Because there have been so few crowds, I was able to ski the Sierra in a lot of soft chop over the next few days. Here, I really loved the Sierra and was impressed by how hard I could push the ski. Lapping the Headwall, I was going just as fast as the other ripping ladies I was skiing with, pushing the ski harder through troughs, or quickly adjusting to hop off little bumps between turns. The Sierra had a great balance of feeling stable enough to work through the chop, but light and playful enough to through around and float through some of the softer sections. I probably would have been able to push a bit harder on the Bibby Pros, but didn’t feel like I was sacrificing too much with the shorter, narrower Sierra.
One day on the Sierra, the temperatures rose to the low 40s and the snow got quite heavy, with more consolidated chop by the afternoon. Here, I had to adjust my skiing a bit; rather than skiing fast down the fall line, I needed to slow down and track across the hill a little more. Despite the ski’s lighter swing weight, when I needed a stable platform, the Sierra pretty much always provided one. If I tried to keep going at fast speeds through the heavier chop, I experienced a bit of tip deflection, and the Sierra felt like it didn’t have quite enough power to maintain my momentum. But at a slightly slower speed, the ski was managing just fine. This really wasn’t a huge issue to me, since I’m willing to give up a little bit of dampness and width for how much fun the Sierra was in virtually every other condition I encountered.

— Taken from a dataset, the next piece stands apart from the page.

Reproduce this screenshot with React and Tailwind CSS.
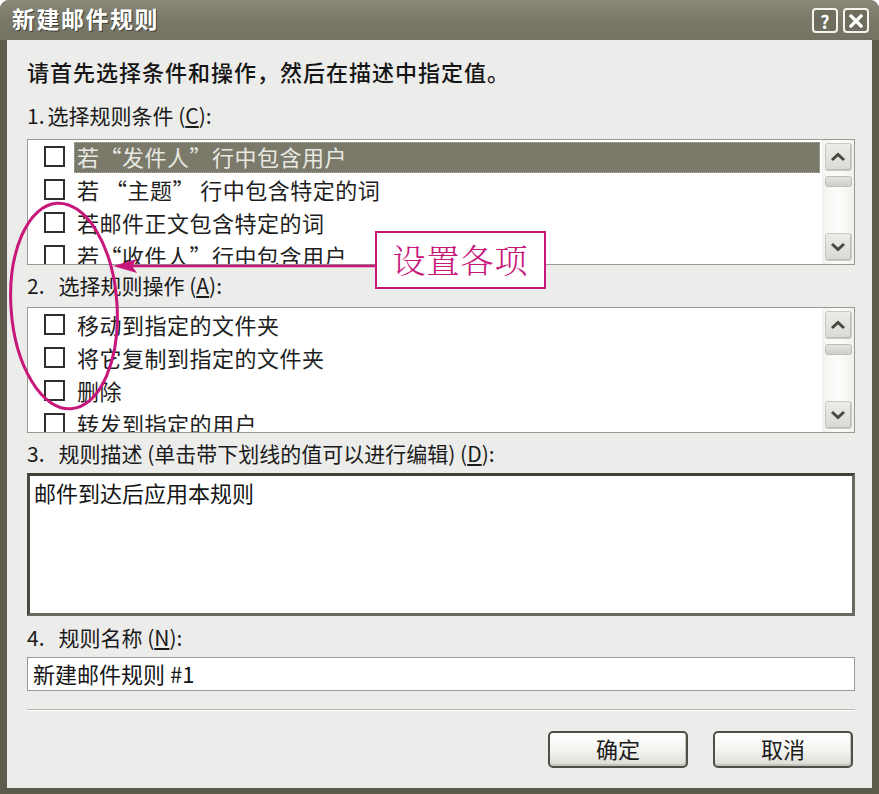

The Moment Sierra has become one of my favorite all-mountain skis. At 99mm underfoot, it offers one of the best combinations of hard and soft snow performance that I’ve found in a ski. For a ski with tip and tail rocker, the Sierra provides excellent edge hold and stability on firmer snow, while also being tons of fun in powder and softer chop. (And I think the wolf graphics look pretty awesome, too.)
The Sierra has a smooth and balanced feel, and think it would make a great one-ski quiver, for either the east or west coast. I also may have found my own new two ski quiver: the Sierra and the Blister Pro / Bibby Pro.